Torpedo: It provides an answer in the form of a minimal intervention to the built fabric of the existing structures needed to invigorate them with an entirely contemporary take on a vacation ‘village’ in fact an industrial compound producing year-round supply of otherwise seasonal fruits and vegetables with borrowed labour from tourists in searched of different kind of holiday. The Argrotourism Torpedo is a productive urban holiday ‘village’ for those who wish to live the techno-bucolic dream of the today’s high pressure sedentary office lifestyle. The applied solutions are environmentally friendly due to the decision to renovate the existing buildings and the energy saving mechanical equipment, not to mention the oxygen producing agriculture activity inside. They chart a new aesthetic course embodied in its industrial large-scale solutions to the new building elements and their interconnectivity keeping some romanticism alive with the lush glasshouse garden.
Spiaggmarkt: Alongside it a beach (spiagga: italian) and a marketplace (markt: german) provide the only bathing space for the local population (suburban beach) and a space for gymnophobes to go to the beach on their own terms.

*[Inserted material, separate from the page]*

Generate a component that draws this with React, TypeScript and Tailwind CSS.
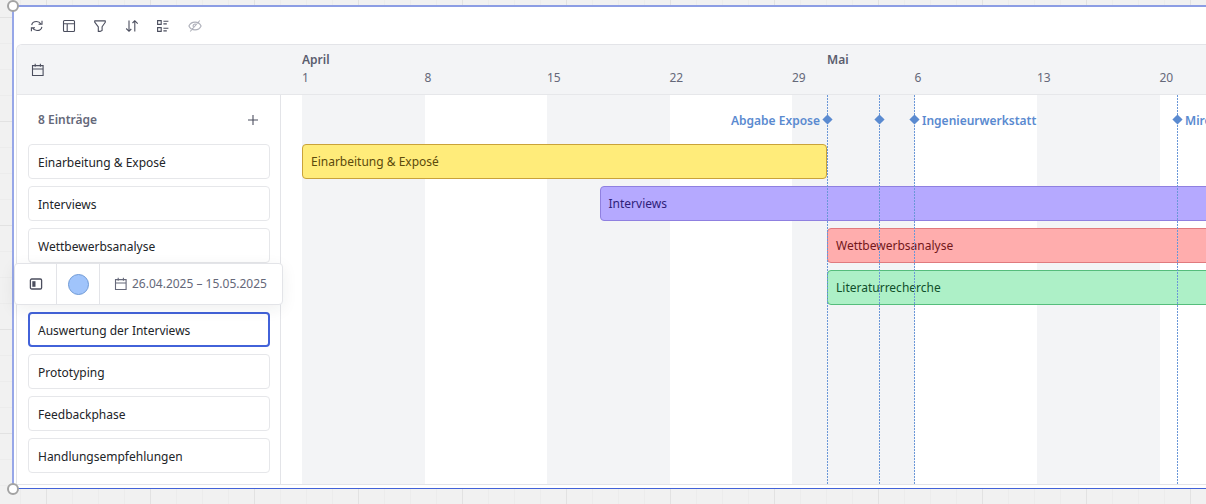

The intricate relationship between the locals and the tourists is cultivated through non-hierarchical social structures (the local doesn’t work for the tourist, but the tourist doesn’t work for the local as well, they both exist within their still benefit from each other). Together the three aspects build the foundation of future development focused of the wellbeing of everyone included in supply and demand’s processes.